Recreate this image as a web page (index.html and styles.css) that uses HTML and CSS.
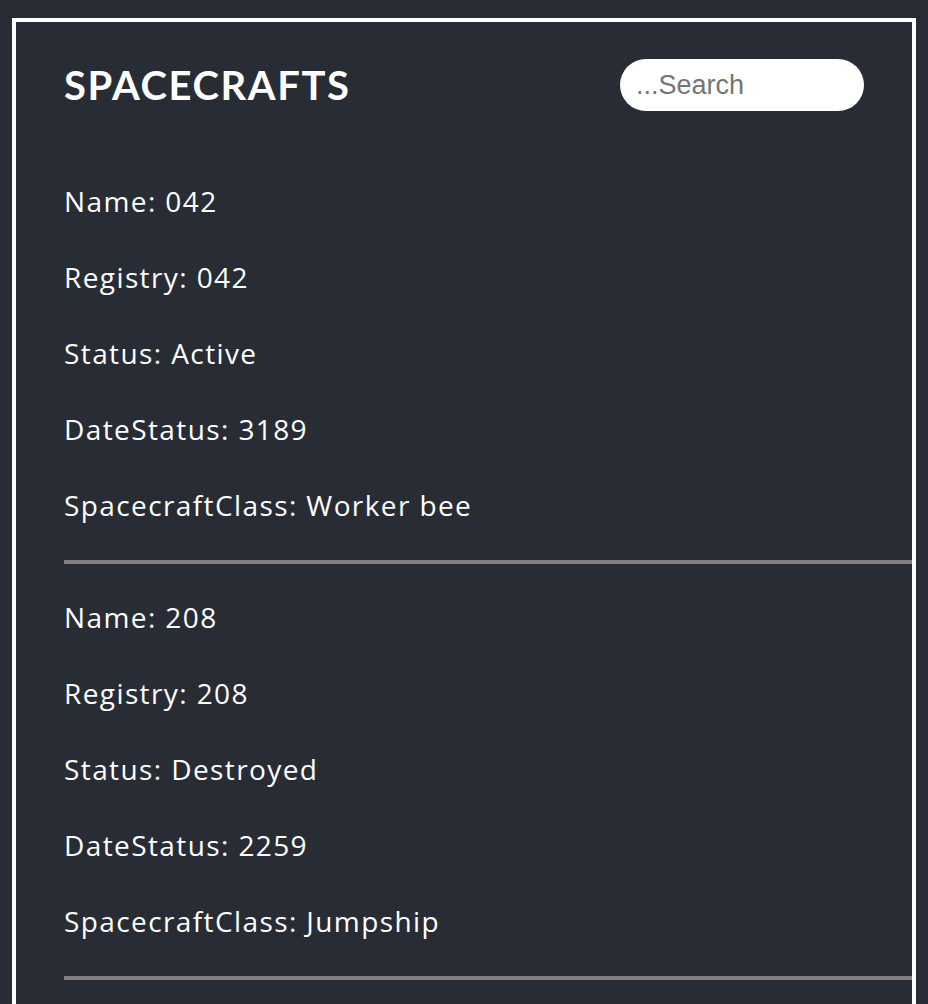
FILE: index.html
```html
<!DOCTYPE html>
<html lang="en">
<head>
<meta charset="utf-8">
<title>Spacecrafts</title>
<link rel="stylesheet" href="styles.css">
</head>
<body>
<div class="app">
  <header class="header">
    <h1 class="title">SPACECRAFTS</h1>
    <input class="search" type="text" placeholder="...Search">
  </header>
  <div class="list">
    <div class="item">
      <p class="field">Name: 042</p>
      <p class="field">Registry: 042</p>
      <p class="field">Status: Active</p>
      <p class="field">DateStatus: 3189</p>
      <p class="field">SpacecraftClass: Worker bee</p>
      <div class="divider"></div>
    </div>
    <div class="item">
      <p class="field">Name: 208</p>
      <p class="field">Registry: 208</p>
      <p class="field">Status: Destroyed</p>
      <p class="field">DateStatus: 2259</p>
      <p class="field">SpacecraftClass: Jumpship</p>
      <div class="divider"></div>
    </div>
  </div>
</div>
</body>
</html>
```
FILE: styles.css
```css
html, body {
  margin: 0;
  padding: 0;
  background: #282c34;
}
body {
  padding: 18px 12px 0;
  font-family: "Open Sans", Lato, sans-serif;
  color: #ffffff;
  overflow: hidden;
  height: 1004px;
  box-sizing: border-box;
}
.app {
  border: 4px solid #ffffff;
  min-height: 1200px;
}
.header {
  display: flex;
  justify-content: space-between;
  align-items: center;
  padding: 37px 48px 0;
  height: 52px;
}
.title {
  margin: 0;
  font-family: Lato, "Open Sans", sans-serif;
  font-size: 40px;
  font-weight: 700;
  letter-spacing: 1.6px;
  line-height: 52px;
}
.search {
  width: 244px;
  height: 52px;
  box-sizing: border-box;
  border: none;
  border-radius: 26px;
  padding: 0 16px;
  font-family: "Liberation Sans", Arial, sans-serif;
  font-size: 27px;
  background: #ffffff;
  outline: none;
}
.search::placeholder {
  color: #757575;
}
.list {
  display: flex;
  flex-direction: column;
  padding: 37px 0 0 48px;
}
.item {
  display: flex;
  flex-direction: column;
  gap: 28px;
  padding-top: 29px;
}
.field {
  margin: 0;
  font-size: 28px;
  letter-spacing: 1.4px;
  line-height: 48px;
}
.divider {
  height: 4px;
  background: #808080;
  margin-top: 3px;
}
```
····················
Give an exact reproduction of every line, leaving out any picture.

● **Worked solution**:
Recreate this image as a web page (index.html and styles.css) that uses HTML and CSS.
FILE: index.html
```html
<!DOCTYPE html>
<html lang="en">
<head>
<meta charset="utf-8">
<title>Spacecrafts</title>
<link rel="stylesheet" href="styles.css">
</head>
<body>
<div class="app">
  <header class="header">
    <h1 class="title">SPACECRAFTS</h1>
    <input class="search" type="text" placeholder="...Search">
  </header>
  <div class="list">
    <div class="item">
      <p class="field">Name: 042</p>
      <p class="field">Registry: 042</p>
      <p class="field">Status: Active</p>
      <p class="field">DateStatus: 3189</p>
      <p class="field">SpacecraftClass: Worker bee</p>
      <div class="divider"></div>
    </div>
    <div class="item">
      <p class="field">Name: 208</p>
      <p class="field">Registry: 208</p>
      <p class="field">Status: Destroyed</p>
      <p class="field">DateStatus: 2259</p>
      <p class="field">SpacecraftClass: Jumpship</p>
      <div class="divider"></div>
    </div>
  </div>
</div>
</body>
</html>
```
FILE: styles.css
```css
html, body {
  margin: 0;
  padding: 0;
  background: #282c34;
}
body {
  padding: 18px 12px 0;
  font-family: "Open Sans", Lato, sans-serif;
  color: #ffffff;
  overflow: hidden;
  height: 1004px;
  box-sizing: border-box;
}
.app {
  border: 4px solid #ffffff;
  min-height: 1200px;
}
.header {
  display: flex;
  justify-content: space-between;
  align-items: center;
  padding: 37px 48px 0;
  height: 52px;
}
.title {
  margin: 0;
  font-family: Lato, "Open Sans", sans-serif;
  font-size: 40px;
  font-weight: 700;
  letter-spacing: 1.6px;
  line-height: 52px;
}
.search {
  width: 244px;
  height: 52px;
  box-sizing: border-box;
  border: none;
  border-radius: 26px;
  padding: 0 16px;
  font-family: "Liberation Sans", Arial, sans-serif;
  font-size: 27px;
  background: #ffffff;
  outline: none;
}
.search::placeholder {
  color: #757575;
}
.list {
  display: flex;
  flex-direction: column;
  padding: 37px 0 0 48px;
}
.item {
  display: flex;
  flex-direction: column;
  gap: 28px;
  padding-top: 29px;
}
.field {
  margin: 0;
  font-size: 28px;
  letter-spacing: 1.4px;
  line-height: 48px;
}
.divider {
  height: 4px;
  background: #808080;
  margin-top: 3px;
}
```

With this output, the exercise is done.